At midday around 65,000 people took part in demonstrations in the capital cities of the four Basque southern provinces. The slogan chosen for the day was “Stop impositions.
Let’s defend our rights!” Representatives of trade unions told the large crowds that the Spanish Government’s new labour reform is the worst in 30 years. The legislation includes cuts in public services and pensions, reducing the workers’ redundancy payouts and other anti-labour measures.
The speakers also said that the general strike is not the end but the begining of a long and hard struggle that must be fought. They also spoke against social partnership as they consider it a mere tool of social control and blackmailing in the hands of the employers.
Thousands of people took also part in the evening demonstrations in the four capitals and in the many other local ones organised throughout the day.
The police charged against pickets in many places, especially in Bilbao and there were several arrests.
Basque pro-independence activist arrested in Belfast
At midnight last Thursday a Basque pro-independence activist was arrested by the police in Belfast in an operation assisted by the Spanish police.
He was then taken for interrogation to Antrim police station. The arrested person is Fermin Vila who stood for the European elections in 1994 as a pro-independence candidate for Herri Batasuna and reportedly has been on the run since 2000. He was also the Basque local councils’ spokesperson for demilitarization and represented the anti-conscription association.
Despite being released on Saturday on charges of “terrorist activities” in the north of Ireland he was immediately rearrested due to an existing European Arrest Warrant issued by the Spanish authorities.
During a preliminary hearing at Belfast Recorder's Court on Monday, his barrister Sean Devine said he would not be consenting to the extradition request. Judge Burgess said he was satisfied the defendant should be remanded in custody until the hearing of this matter.

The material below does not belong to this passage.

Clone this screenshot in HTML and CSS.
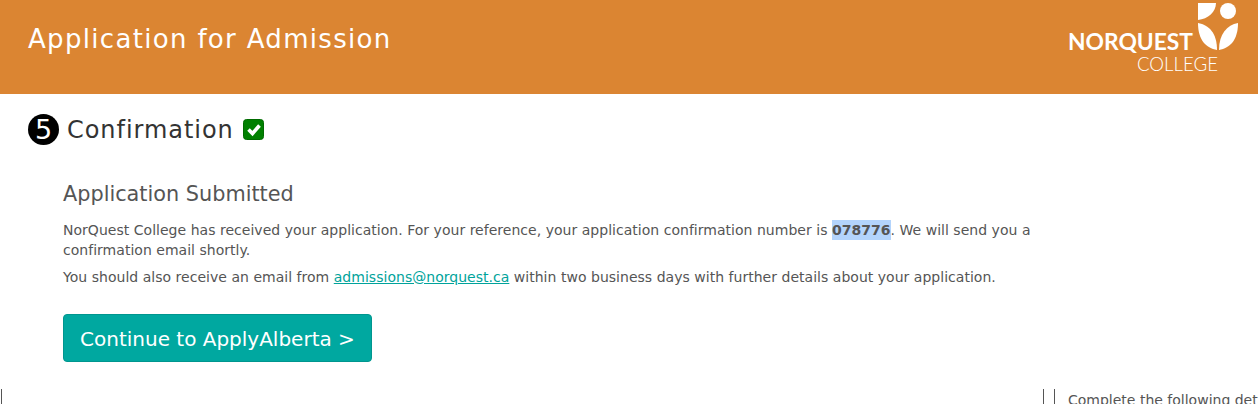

A timetable for the case is expected to be agreed later this week, with a full hearing expected in September.
In a statement Fermin Vila said he was proud of his involvement in the Basque pro-independence struggle and that he was only sad to be jailed for being a Basque political refugee. He also stated his support for a peace process in the Basque Country and said there were many lessons to be learned from the Irish process.
Meanwhile, an appeal by another Basque pro-independence activist against an extradition order to face a charge of “glorifying terrorism” has been put on hold. Inaki de Juana, who was granted bail to live in Belfast, has not been seen since April. He was due to challenge a ruling that he should be returned to Spain for trial. But with his whereabouts unknown, judges in the Court of Appeal on Monday agreed to stay the case on the basis that it would be an abuse of process to go ahead with it.
Tributes to Basque refugees, murdered militants and prisoners.
Today Wednesday 30th is thirty years since Basque political prisoner Jose Mari Sagardui “Gatza” was imprisoned. He is called “the Basque Mandela” as he is the longest-serving prisoner in Europe. His solicitors denounced his situation at a press conference last week and branded the Spanish authorities’ prison policy as cruel, inhumane and vindictive. He should have been released last year but instead, as is the case with many other Basque political prisoners, he has seen his sentence extended by new retroactive laws. Fifty-three Basque prisoners have already been in jail for more than 20 years and thirteen for more than 25 years.
Forty-nine year-old Basque political refugee Mikel Zalakain died last week after a short illness in Corsica. He left to escape repression in 1986. His entire family was then arrested and his father died in jail. Mikel was arrested in 1992 and spent one year in a French jail. After his release the French authorities ordered his confinement to Paris but he eventually broke the confinement and escaped to Corsica, where he spent the rest of his life on the run with his wife and son.
Both Gatza and Zalakain were remembered by the Pro-Independence movement and the weekly vigils in support of the prisoners.
A commemoration took place last weekend in the Basque Pyrenees to remember two Basque Volunteers who were murdered by the Spanish police there 20 years ago.
Another volunteer was seriously wounded and was fortunate to survive the shots to his head at close range. The circumstances have never been officially clarified by the Spanish state.
A Basque prisoner’s mother and a friend who died in a road accident on their way to a prison visit 20 years ago were also commemorated over the weekend.